Today was a good day.

Here are five takeaways from Day 5 of the FIBA U18 Asian Championship 2018: 

  1. There’ll be a new champion in town

Iran put up a great effort against New Zealand but were unable to take the newcomers down. This ultimately means that the defending champs are out of the running, leaving the throne up for grabs.

Semifinalists China have had the most success in this tournament with 11 titles, including 3 in this past decade. The Philippines have won it all since 1982, while newcomers Australia and New Zealand are aiming to win it all in their first try at FIBA U18 Asia.

  1. Height reins supreme

They say height isn’t everything, but in this tournament, height has done its damage. China and Australia are the two tallest squads on average at 6’6” and both have made their way to the Semi-Finals. New Zealand are a tad bit shorter at 6’5” and even though the Philippines are the shortest team in the Semis at 6’4”, they combo of Sotto and Edu makes them feel a lot taller.

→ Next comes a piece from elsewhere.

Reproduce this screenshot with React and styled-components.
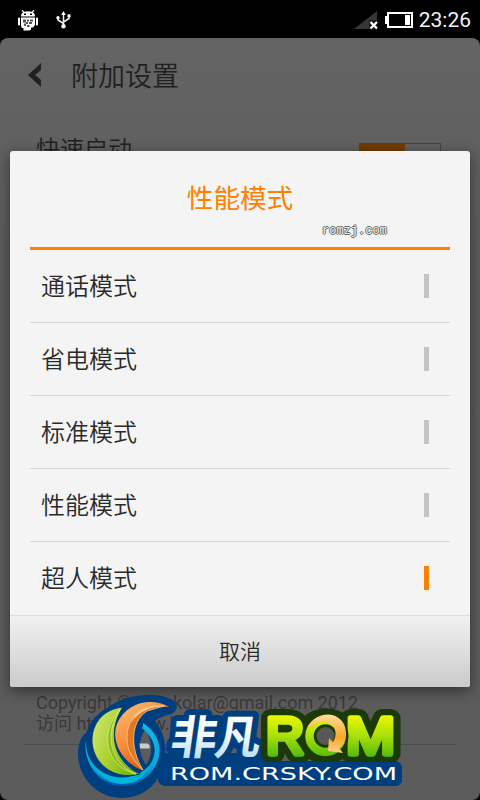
import React from 'react';
import styled, { createGlobalStyle } from 'styled-components';

const MODES = ['通话模式', '省电模式', '标准模式', '性能模式', '超人模式'];

const AndroidIcon = () => (
  <svg width="20" height="21" viewBox="0 0 20 21">
    <g fill="#fff">
      <path d="M3 6.500C3 4 4 2.800 5 2.400L3.600 0.600L4.600 0L6.300 1.800Q10 0.800 13.700 1.800L15.400 0L16.400 0.600L15 2.400C16 2.800 17 4 17 6.500Z" />
      <rect x="0" y="7.500" width="2" height="8" rx="0.800" />
      <rect x="18" y="7.500" width="2" height="8" rx="0.800" />
      <path d="M3 7.500h14v7.500l-2 2.500h-2v2l-1.500 1h-6v-2.500H4l-1-2z" />
    </g>
    <path d="M6 3.500h2v1.500H6zM12 3.500h2v1.500h-2z" fill="#000" />
    <path
      d="M5 9.500h3v3H5zM9 9.500h2v2H9zM12 9.500h3v2h-3zM8 12h2v2H8zM11 12h3v2h-3zM6 13.500h2v2.500H6zM9 15h2.500v2H9z"
      fill="#555"
    />
  </svg>
);

const UsbIcon = () => (
  <svg width="15" height="18" viewBox="0 0 15 18">
    <path
      d="M7.5 2v12M7.5 12.5L2 9V6.5M7.5 11L13 7.5V5"
      stroke="#eee"
      strokeWidth="1.5"
      fill="none"
    />
    <path d="M7.5 0L9.8 4H5.200z" fill="#fff" />
    <circle cx="7.5" cy="15.200" r="2.2" fill="#fff" />
    <circle cx="2" cy="6.8" r="1.7" fill="#fff" />
    <path d="M11.5 3.300h3v3h-3z" fill="#fff" />
  </svg>
);

const SignalIcon = () => (
  <svg width="25" height="19" viewBox="0 0 25 19">
    <path d="M23 0v18H0z" fill="#363636" />
    <path d="M15 9h10v10H15z" fill="#000" opacity="0.5" />
    <path d="M16.5 11l6.5 6.5M23 11l-6.5 6.5" stroke="#fff" strokeWidth="2.2" />
  </svg>
);

const BatteryIcon = () => (
  <svg width="28" height="16" viewBox="0 0 28 16">
    <path d="M3 1h24v14H3z" fill="none" stroke="#fff" strokeWidth="2" />
    <path d="M0 4h3v8H0zM20 3h5v10h-5z" fill="#fff" />
  </svg>
);

const BackIcon = () => (
  <svg width="14" height="26" viewBox="0 0 14 26">
    <path d="M13 1v7L7 13l6 5v7L0 13z" fill="#202020" />
  </svg>
);

const Logo = () => (
  <LogoSvg viewBox="76 690 332 110">
    <defs>
      <linearGradient id="green" x1="0" y1="0" x2="1" y2="0.5">
        <stop offset="0" stopColor="#d5ea78" />
        <stop offset="0.6" stopColor="#a8cf2c" />
        <stop offset="1" stopColor="#79b510" />
      </linearGradient>
      <linearGradient id="orange" x1="0" y1="0" x2="0.6" y2="1">
        <stop offset="0" stopColor="#ffc17c" />
        <stop offset="0.55" stopColor="#f58a35" />
        <stop offset="1" stopColor="#d9540b" />
      </linearGradient>
      <linearGradient id="cyan" x1="0" y1="0" x2="0" y2="1">
        <stop offset="0" stopColor="#12b6e8" />
        <stop offset="0.7" stopColor="#0aa5da" />
        <stop offset="1" stopColor="#0565ba" />
      </linearGradient>
      <linearGradient id="ice" gradientUnits="userSpaceOnUse" x1="0" y1="-40" x2="0" y2="4">
        <stop offset="0" stopColor="#fff" />
        <stop offset="0.5" stopColor="#eef8fe" />
        <stop offset="1" stopColor="#b9dff5" />
      </linearGradient>
      <linearGradient id="lime" gradientUnits="userSpaceOnUse" x1="0" y1="714" x2="0" y2="758">
        <stop offset="0" stopColor="#f0fa00" />
        <stop offset="0.5" stopColor="#a8e00a" />
        <stop offset="1" stopColor="#4fb80e" />
      </linearGradient>
      <linearGradient id="gold" x1="0" y1="0" x2="0" y2="1">
        <stop offset="0" stopColor="#ffdc9a" />
        <stop offset="0.6" stopColor="#f7a928" />
        <stop offset="1" stopColor="#ffd08a" />
      </linearGradient>
    </defs>

    <g fill="#003f7f">
      <path d="M107 708C122 696 151 691 168 698C178 701 180 710 171 714C164 716 158 718 155 721C163 730 167 744 165 759C161 783 144 798 122 798C98 798 79 779 78 755C78 744 81 736 86 733C90 722 97 713 107 708Z" />
      <rect x="158" y="761" width="244" height="25" rx="7" />
      <path d="M160 753h106v14h-106z" />
    </g>
    <path d="M145 730C138 740 138 753 146 765C153 756 153 740 145 730Z" fill="#5c5c5c" />
    <path d="M139.500 743.500h8q3 2 2 5h-9.500z" fill="#c8cdd2" />
    <path
      d="M86 740C82 760 98 786 122 786C147 786 163 762 159 745C157 735 151 728 143 723C143 726 143 727 142 728C155 739 158 751 151 763C139 783 103 783 90 759C87 753 86 748 86 740Z"
      fill="url(#cyan)"
    />
    <path d="M91 762C103 780 132 784 149 766C138 794 104 789 91 762Z" fill="#00b5dc" />
    <path d="M105 780C118 786 132 785 142 778C130 789 115 788 105 780Z" fill="#0654ae" />
    <path
      d="M123 707C103 709 91 724 92 743C94 764 114 781 140 774C115 762 106 734 123 707Z"
      fill="url(#green)"
      stroke="#003f7f"
      strokeWidth="1"
    />
    <path
      d="M120 709C98 735 107 767 136 774C111 764 103 735 120 709Z"
      fill="#88be17"
      stroke="#dcee95"
      strokeWidth="0.7"
    />
    <path
      d="M169 707C152 697 126 702 117 724C110 743 124 764 144 771C128 753 125 724 145 711C152 707 160 706 169 707Z"
      fill="url(#orange)"
    />
    <path
      d="M164 706C137 705 128 718 127 737C126 751 136 764 143 770C130 749 130 722 147 711Z"
      fill="#e27725"
      stroke="#ffd7a4"
      strokeWidth="0.7"
    />
    <path d="M166 706C142 704 134 715 131 723C138 712 150 706 166 706Z" fill="#ffd09a" />

    <LogoHan
      transform="translate(169 754) skewX(-8)"
      textLength="90"
      fill="#003f7f"
      stroke="#003f7f"
      strokeWidth="12"
    >
      非凡
    </LogoHan>
    <g fill="#1c3a05" stroke="#1c3a05" strokeWidth="18">
      <LogoLatin x="266" y="754" textLength="38">R</LogoLatin>
      <LogoLatin x="304" y="754" textLength="44">O</LogoLatin>
      <LogoLatin x="346" y="754" textLength="49">M</LogoLatin>
    </g>
    <rect x="230" y="762" width="172" height="24" rx="7" fill="#003f7f" />
    <LogoHan transform="translate(169 754) skewX(-8)" textLength="90" fill="url(#ice)">
      非凡
    </LogoHan>
    <g fill="url(#lime)" stroke="url(#lime)" strokeWidth="5.5">
      <LogoLatin x="266" y="753.500" textLength="38">R</LogoLatin>
      <LogoLatin x="346" y="753.500" textLength="49">M</LogoLatin>
    </g>
    <circle cx="325.500" cy="736" r="16" fill="#585858" stroke="#1c3a05" strokeWidth="14" />
    <circle cx="325.500" cy="736" r="16" fill="none" stroke="url(#lime)" strokeWidth="8.500" />
    <path
      d="M308 727C317 710 340 711 345 727C348 738 344 745 339 748L343 753L328 751L329 738L333 742C338 735 336 724 326 722C319 721 315 723 312 727Z"
      fill="url(#gold)"
    />
    <LogoUrl x="170" y="780" textLength="227">
      ROM.CRSKY.COM
    </LogoUrl>
  </LogoSvg>
);

const App = () => {
  const selected = 4;

  return (
    <Screen>
      <GlobalStyle />
      <StatusBar>
        <StatusGroup $gap={18}>
          <AndroidIcon />
          <UsbIcon />
        </StatusGroup>
        <StatusGroup $gap={6}>
          <SignalIcon />
          <BatteryIcon />
          <Clock>23:26</Clock>
        </StatusGroup>
      </StatusBar>

      <Page>
        <PageHeader>
          <BackIcon />
          <PageTitle>附加设置</PageTitle>
        </PageHeader>
        <SettingRow>
          <span>快速启动</span>
          <Switch />
        </SettingRow>
        <Footer>
          <span>Copyright © alex.kolar@gmail.com 2012</span>
          <span>访问 http://www.kolar</span>
        </Footer>
      </Page>

      <Dialog>
        <DialogTitle>性能模式</DialogTitle>
        <List>
          {MODES.map((mode, i) => (
            <Item key={mode}>
              <Label>{mode}</Label>
              <Mark $active={i === selected} />
            </Item>
          ))}
        </List>
        <CancelButton type="button">取消</CancelButton>
      </Dialog>

      <Watermark>romzj.com</Watermark>
      <Logo />
    </Screen>
  );
};

export default App;

//styling
const GlobalStyle = createGlobalStyle`
  * {
    box-sizing: border-box;
  }
  body {
    margin: 0;
    background: #000;
    font-family: Roboto, 'Noto Sans CJK SC', sans-serif;
  }
`;

const Screen = styled.div`
  position: relative;
  display: flex;
  flex-direction: column;
  width: 480px;
  height: 800px;
  overflow: hidden;
  background: #000;
`;

const StatusBar = styled.div`
  display: flex;
  align-items: center;
  justify-content: space-between;
  height: 38px;
  padding: 2px 9px 0 18px;
`;

const StatusGroup = styled.div`
  display: flex;
  align-items: center;
  gap: ${({ $gap }) => $gap}px;
`;

const Clock = styled.span`
  font-size: 21px;
  line-height: 24px;
  color: #f2f2f2;
`;

const Page = styled.div`
  display: flex;
  flex: 1;
  flex-direction: column;
  border-radius: 8px;
  background: linear-gradient(#646464, #5a5a5a 35%, #5c5c5c);
  color: #202020;
`;

const PageHeader = styled.div`
  display: flex;
  align-items: center;
  gap: 29px;
  height: 73px;
  padding-left: 28px;
`;

const PageTitle = styled.div`
  padding-top: 4px;
  font-size: 27px;
  font-weight: 350;
  line-height: 40px;
`;

const SettingRow = styled.div`
  display: flex;
  align-items: center;
  justify-content: space-between;
  height: 73px;
  padding: 0 39px 0 36px;
  font-size: 24px;
  font-weight: 350;
`;

const Switch = styled.div`
  width: 82px;
  height: 26px;
  margin-top: 16px;
  border: 1px solid #424242;
  background: linear-gradient(90deg, #713b00 45px, #606060 45px);
`;

const Footer = styled.div`
  display: flex;
  flex-direction: column;
  height: 53px;
  margin: auto 24px 55px;
  padding-left: 12px;
  border-bottom: 1px solid #4c4c4c;
  font-size: 18px;
  letter-spacing: -0.02px;
  line-height: 21px;
  color: #393939;
`;

const Dialog = styled.div`
  position: absolute;
  top: 151px;
  left: 10px;
  display: flex;
  flex-direction: column;
  width: 460px;
  height: 536px;
  border-radius: 3px;
  background: #f4f4f4;
  box-shadow: 0 4px 14px rgba(0, 0, 0, 0.45);
  overflow: hidden;
`;

const DialogTitle = styled.div`
  height: 99px;
  margin: 0 20px;
  border-bottom: 3px solid #ff8000;
  font-size: 26.6px;
  line-height: 96px;
  text-align: center;
  color: #ff8000;
`;

const List = styled.div`
  display: flex;
  flex-direction: column;
  height: 365px;
  padding: 0 20px;
`;

const Item = styled.div`
  display: flex;
  align-items: center;
  justify-content: space-between;
  height: 73px;
  padding: 0 21px 0 11px;
  border-bottom: 1px solid #d6d6d6;
  font-size: 24px;
  color: #2a2a2a;
  &:last-child {
    border-bottom-color: transparent;
  }
`;

const Label = styled.span`
  padding-bottom: 3px;
  font-weight: 350;
`;

const Mark = styled.span`
  width: 5px;
  height: 24px;
  background: ${({ $active }) => ($active ? '#ff8000' : '#c4c4c4')};
`;

const CancelButton = styled.button`
  height: 72px;
  padding: 0 0 4px;
  border: none;
  border-top: 1px solid #dedede;
  background: linear-gradient(#f1f1f1, #cbcbcb);
  font-family: inherit;
  font-size: 21px;
  font-weight: 350;
  color: #2a2a2a;
`;

const Watermark = styled.div`
  position: absolute;
  top: 223px;
  left: 322px;
  font-family: 'Liberation Mono', monospace;
  font-size: 12px;
  line-height: 16px;
  color: #f4f4f4;
  text-shadow: 1px 0 #666, -1px 0 #666, 0 1px #666, 0 -1px #666;
`;

const LogoSvg = styled.svg`
  position: absolute;
  top: 690px;
  left: 76px;
  width: 332px;
  height: 110px;
`;

const LogoHan = styled.text`
  font-family: 'Noto Sans CJK SC', sans-serif;
  font-size: 46px;
  font-weight: 700;
  stroke-linejoin: round;
`;

const LogoLatin = styled.text.attrs({ lengthAdjust: 'spacingAndGlyphs' })`
  font-family: 'Liberation Sans', sans-serif;
  font-size: 51px;
  stroke-linejoin: round;
`;

const LogoUrl = styled.text.attrs({ lengthAdjust: 'spacingAndGlyphs' })`
  font-family: 'DejaVu Sans', sans-serif;
  font-size: 18px;
  fill: #fff;
`;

The teams that advanced to the Semi-Finals today all used their height to their advantage and it paid off grandly.

  1. New Zealand Goes as Flynn Cameron Goes

New Zealand have plenty of good players whether it’s James Moors or Maxwell Darling or Kruz Perrott-Hunt, but it seems like they will go as far as their leader Flynn Cameron takes them. When Cameron is at his best, he penetrates and creates for the whole team and everyone gets in rhythm as they did in today’s win against a very strong Iran team.

If opposing teams can contain Cameron, New Zealand will struggle trying to get their offense going.

  1. China is fun to watch

Team China in 2018 is just something else. They play at a breakneck pace. They start attacking further away from the basket. Most significantly might be their uncharacteristic “swagger” that they have displayed over the past 5 days.

Wang Quanze understandably brings some “American” flavor to the team, but it’s not just him. Guo Haowen has been wrecking up the defense, averaging 19.6 points, and he’s also made it look like lots and lots of fun. He celebrates dagger threes and he tries to emphatically dunk on opposing players. It was just to fun to watch Haowen trade blows with Hyunjung Lee in the epic Korea vs China game that we just can’t wait to see more of him.

  1. Hyunjung Lee is destined for greatness

As the buzzer sounded merely seconds after Hyungjung Lee nailed a meaningless three-pointer, you could help but feel a little bit sorry for the youngster. He had just carried his foul-ridden team on his back and nearly got them out of an 18-point deficit against China and he was thisclose to succeeding.

You can feel that this game will only make him stronger – and a stronger Hyungjung Lee is a very, very scary Hyunjung Lee. He's been averaging 28.3 points, 10.3 rebounds, 5.0 assists, and 3.0 steals per game while shooting 48.7% from the field. Just imagine how much more fun it'll be to watch him as he gets even better.